File spoon-archives/marxism-general.archive/marxism-general_1997/current, message 26


Date: Fri, 16 May 1997 20:13:12 +0100
Subject: M-G: Re: M-I: New Labour and Trade Unions


Chris Burford wrote, being surprisingly soft on 'new' Labour,:
> 
> The unions have been so pleased to think of the possibility
> of Labour winning an election, that they have not
> insisted on the government pledging to undo the
> substantial anti-solidarity legislation of the last 18
> conservative years. So much so that Blair can say that
> the best trade unions are talking to their employers.
> 
> New Labour is trying to emphasise that it will not have a
> special relationship with the trade unions against other
> sections of society such as employers/capitalists.
> 

And thus far the union leaderships are happy with that. They don't particularly want free trade unions any 
more than Blair does. They want access for themselves to the corridors of power (which a Labour victory gives 
them) without giving their members any greater ability to hold them accountable.

So if we are to get free trade unions, it will only be by trade union members fighting for them.

> This therefore is the end of the Labour Representation Committee
> project. Logically it leads to a left-of-centre party funded
> by neutral state resources. How the government handles this aspect of
> constitutional reform will be interesting.

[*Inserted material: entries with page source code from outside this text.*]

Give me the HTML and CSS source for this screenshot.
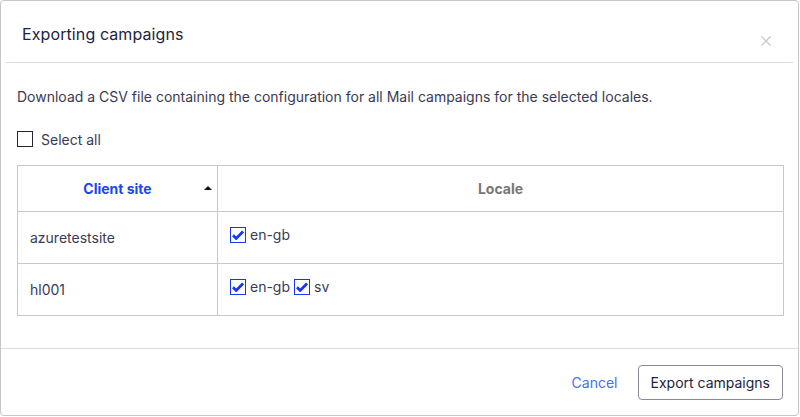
FILE: index.html
```html
<!DOCTYPE html>
<html lang="en">
<head>
<meta charset="utf-8">
<title>Exporting campaigns</title>
<link rel="stylesheet" href="styles.css">
</head>
<body>
<div class="modal">
  <div class="modal-header">
    <h1 class="modal-title">Exporting campaigns</h1>
    <button class="close" aria-label="Close">
      <svg width="10" height="10" viewBox="0 0 10 10"><path d="M0.5 0.5 L9.5 9.5 M9.5 0.5 L0.5 9.5" stroke="#c4c4c8" stroke-width="1.2" fill="none"/></svg>
    </button>
  </div>
  <div class="modal-body">
    <p class="desc">Download a CSV file containing the configuration for all Mail campaigns for the selected locales.</p>
    <label class="select-all">
      <span class="box"></span>
      <span>Select all</span>
    </label>
    <table class="grid">
      <thead>
        <tr>
          <th class="col-site"><span class="sorted">Client site</span><span class="sort-arrow"></span></th>
          <th class="col-locale">Locale</th>
        </tr>
      </thead>
      <tbody>
        <tr>
          <td class="site">azuretestsite</td>
          <td class="locales">
            <div class="locale-list">
              <span class="locale"><span class="box checked"><svg width="12" height="10" viewBox="0 0 12 10"><path d="M1 5.2 L4.2 8.4 L11 1.4" stroke="#1538f5" stroke-width="2.8" fill="none"/></svg></span>en-gb</span>
            </div>
          </td>
        </tr>
        <tr>
          <td class="site">hl001</td>
          <td class="locales">
            <div class="locale-list">
              <span class="locale"><span class="box checked"><svg width="12" height="10" viewBox="0 0 12 10"><path d="M1 5.2 L4.2 8.4 L11 1.4" stroke="#1538f5" stroke-width="2.8" fill="none"/></svg></span>en-gb</span>
              <span class="locale"><span class="box checked"><svg width="12" height="10" viewBox="0 0 12 10"><path d="M1 5.2 L4.2 8.4 L11 1.4" stroke="#1538f5" stroke-width="2.8" fill="none"/></svg></span>sv</span>
            </div>
          </td>
        </tr>
      </tbody>
    </table>
  </div>
  <div class="modal-footer">
    <button class="link-btn">Cancel</button>
    <button class="btn">Export campaigns</button>
  </div>
</div>
</body>
</html>
```
FILE: styles.css
```css
* { box-sizing: border-box; }
html, body { margin: 0; padding: 0; background: #ffffff; }
body {
  font-family: Inter, "Noto Sans", "Liberation Sans", sans-serif;
  font-size: 14px;
  color: #3a3a55;
}
.modal {
  width: 799px;
  height: 416px;
  border: 1px solid #c6c6ca;
  border-radius: 4px;
  background: #fff;
  display: flex;
  flex-direction: column;
}
.modal-header {
  margin: 0 5px;
  height: 62px;
  padding: 21px 16px 0 16px;
  border-bottom: 1px solid #dcdce4;
  display: flex;
  justify-content: space-between;
  align-items: flex-start;
}
.modal-title {
  margin: 0;
  font-size: 16px;
  line-height: 24px;
  font-weight: 400;
  color: #23233d;
  letter-spacing: 0.1px;
}
.close {
  border: 0;
  background: none;
  padding: 0;
  margin: 14px 6px 0 0;
  width: 10px;
  height: 10px;
  display: block;
}
.close svg { display: block; }
.modal-body {
  flex: 1;
  padding: 24px 15px 0 16px;
}
.desc {
  margin: 0;
  line-height: 20px;
  color: #3a3a55;
}
.select-all {
  display: flex;
  align-items: center;
  gap: 8px;
  margin-top: 24px;
  height: 16px;
  color: #3a3a55;
}
.box {
  width: 16px;
  height: 16px;
  border: 1.5px solid #25253a;
  background: #fff;
  display: inline-flex;
  align-items: center;
  justify-content: center;
  flex: none;
}
.box.checked { border-color: #1538f5; }
.box svg { display: block; }
.grid {
  margin-top: 18px;
  width: 767px;
  border-collapse: collapse;
  table-layout: fixed;
}
.grid th, .grid td {
  border: 1px solid #c8c8c8;
  padding: 0 12px;
}
.grid th {
  height: 46px;
  font-weight: 700;
  text-align: center;
  color: #777;
}
.col-site { width: 200px; position: relative; }
.sorted { color: #1a46f0; }
.sort-arrow {
  position: absolute;
  right: 5px;
  top: 20px;
  width: 0;
  height: 0;
  border-left: 4px solid transparent;
  border-right: 4px solid transparent;
  border-bottom: 4px solid #111;
}
.grid td { height: 52px; }
.site { vertical-align: middle; color: #3a3a55; }
.locales { vertical-align: top; }
.locale-list { display: flex; gap: 4px; padding-top: 15px; }
.locale {
  display: inline-flex;
  align-items: center;
  gap: 4px;
  line-height: 16px;
  color: #3a3a55;
}
.modal-footer {
  border-top: 1px solid #dcdce4;
  height: 67px;
  display: flex;
  justify-content: flex-end;
  align-items: center;
  gap: 20px;
  padding: 0 15px 0 16px;
}
.link-btn {
  border: 0;
  background: none;
  padding: 0;
  font: inherit;
  color: #4a6cf7;
}
.btn {
  font: inherit;
  color: #23233d;
  background: #fff;
  border: 1px solid #8a8a94;
  border-radius: 4px;
  height: 35px;
  padding: 0 12px;
}
```
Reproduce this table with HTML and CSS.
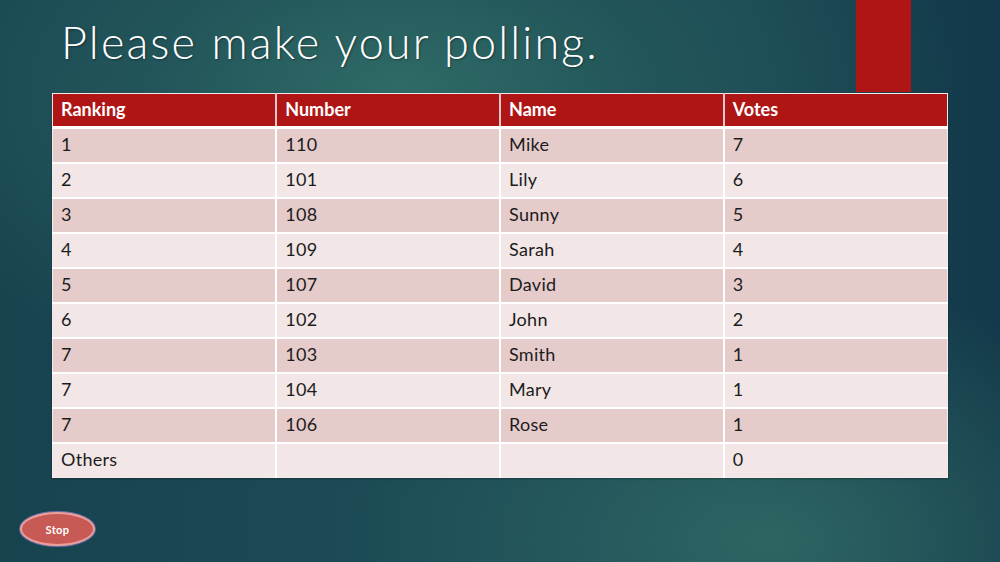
FILE: index.html
```html
<!DOCTYPE html>
<html>
<head>
<meta charset="utf-8">
<link rel="stylesheet" href="styles.css">
</head>
<body>
<div class="slide">
  <div class="accent"></div>
  <h1 class="title">Please make your polling.</h1>
  <table class="poll">
    <thead>
      <tr><th>Ranking</th><th>Number</th><th>Name</th><th>Votes</th></tr>
    </thead>
    <tbody>
      <tr><td>1</td><td>110</td><td>Mike</td><td>7</td></tr>
      <tr><td>2</td><td>101</td><td>Lily</td><td>6</td></tr>
      <tr><td>3</td><td>108</td><td>Sunny</td><td>5</td></tr>
      <tr><td>4</td><td>109</td><td>Sarah</td><td>4</td></tr>
      <tr><td>5</td><td>107</td><td>David</td><td>3</td></tr>
      <tr><td>6</td><td>102</td><td>John</td><td>2</td></tr>
      <tr><td>7</td><td>103</td><td>Smith</td><td>1</td></tr>
      <tr><td>7</td><td>104</td><td>Mary</td><td>1</td></tr>
      <tr><td>7</td><td>106</td><td>Rose</td><td>1</td></tr>
      <tr><td>Others</td><td></td><td></td><td>0</td></tr>
    </tbody>
  </table>
  <div class="footer">
    <button class="stop">Stop</button>
  </div>
</div>
</body>
</html>
```
FILE: styles.css
```css
html, body {
  margin: 0;
  padding: 0;
}
body {
  width: 1000px;
  height: 562px;
  overflow: hidden;
  font-family: "Lato", "Open Sans", sans-serif;
}
.slide {
  position: relative;
  width: 1000px;
  height: 562px;
  box-sizing: border-box;
  padding: 0 52px 0 52px;
  background:
    radial-gradient(ellipse 420px 260px at 770px 540px, rgba(52,112,104,0.75), rgba(52,112,104,0) 100%),
    radial-gradient(ellipse 560px 300px at 400px 90px, #2f6b66 0%, #22555a 45%, rgba(24,68,80,0) 100%),
    linear-gradient(90deg, #17434f 0%, #1c4b56 40%, #1a4754 70%, #13394a 100%);
}
.accent {
  position: absolute;
  left: 856px;
  top: 0;
  width: 55px;
  height: 92px;
  background: #b01515;
}
.title {
  margin: 0;
  height: 93px;
  box-sizing: border-box;
  padding: 16px 0 0 9px;
  font-family: "Lato", sans-serif;
  font-weight: 300;
  font-size: 45px;
  line-height: 52px;
  color: #ffffff;
  letter-spacing: 2.1px;
  text-shadow: 1px 1px 2px rgba(0,0,0,0.4);
}
.poll {
  position: relative;
  width: 896px;
  border-collapse: collapse;
  table-layout: fixed;
  background: #f2e6e6;
  border: 1px solid #f4eaea;
  box-shadow: 0 1px 2px rgba(0,0,0,0.3);
}
.poll th, .poll td {
  text-align: left;
  padding: 0 0 3px 8px;
  font-size: 18px;
  border-left: 2px solid #ffffff;
}
.poll th:first-child, .poll td:first-child {
  border-left: none;
}
.poll th {
  height: 29px;
  background: #b01515;
  color: #ffffff;
  font-weight: 700;
  border-bottom: 3px solid #ffffff;
  border-left-color: #e8c8c8;
}
.poll td {
  height: 30px;
  color: #1c1c1c;
  font-weight: 400;
  border-top: 2px solid #ffffff;
  letter-spacing: 0.3px;
}
.poll tbody tr:first-child td {
  border-top: none;
}
.poll tbody tr:nth-child(odd) td {
  background: #e6cbcb;
}
.poll tbody tr:nth-child(even) td {
  background: #f2e6e6;
}
.footer {
  display: flex;
  padding: 34px 0 0 0;
  margin-left: -32px;
}
.stop {
  width: 75px;
  height: 34px;
  border-radius: 50%;
  background: #c85a55;
  border: 2px solid #ec9e9a;
  box-shadow: 0 0 0 1px #6a6fa6;
  color: #ffffff;
  font-family: "Lato", sans-serif;
  font-weight: 700;
  font-size: 11px;
  letter-spacing: 0.4px;
  padding: 0;
}
```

True, but we don't have to be passive about it. We can (as Marxists) seek to influence events. This is where 
your view of the Labour Party is important. Those who say the Labour Party is already bourgeois find nothing 
of significance in Blair's plans to ditch the unions, because for them the Labour Party had no potential 
anyway. For others, who see the Labour Party as the culmination, to date, of the British working class 
intervention into politics, the threat to the Labour Party is significant. An end to the Labour Representation 
Committee project, if it happens, will mean an end to participation in British politics by the working class 
in any mass, organised sense.

We would then have to refound some kind of LRC, based on the unions and drawing in ordinary working class 
people. The Marxists would fight for their programme to be the programme of the party, but would not make it a 
principle of involvement that that happened. Given this, why wait for the death of the Labour Party and the 
creation of the next mass party? Why not fight for your politics in the one we've got?

> If New Labour gets to a more socially conscious society
> it will not be through using the trade unions as conveyor
> belts to socialism.

And if a Labour government is not accountable to the working class through the unions, then it will not get us 
to a more socially conscious society, will it?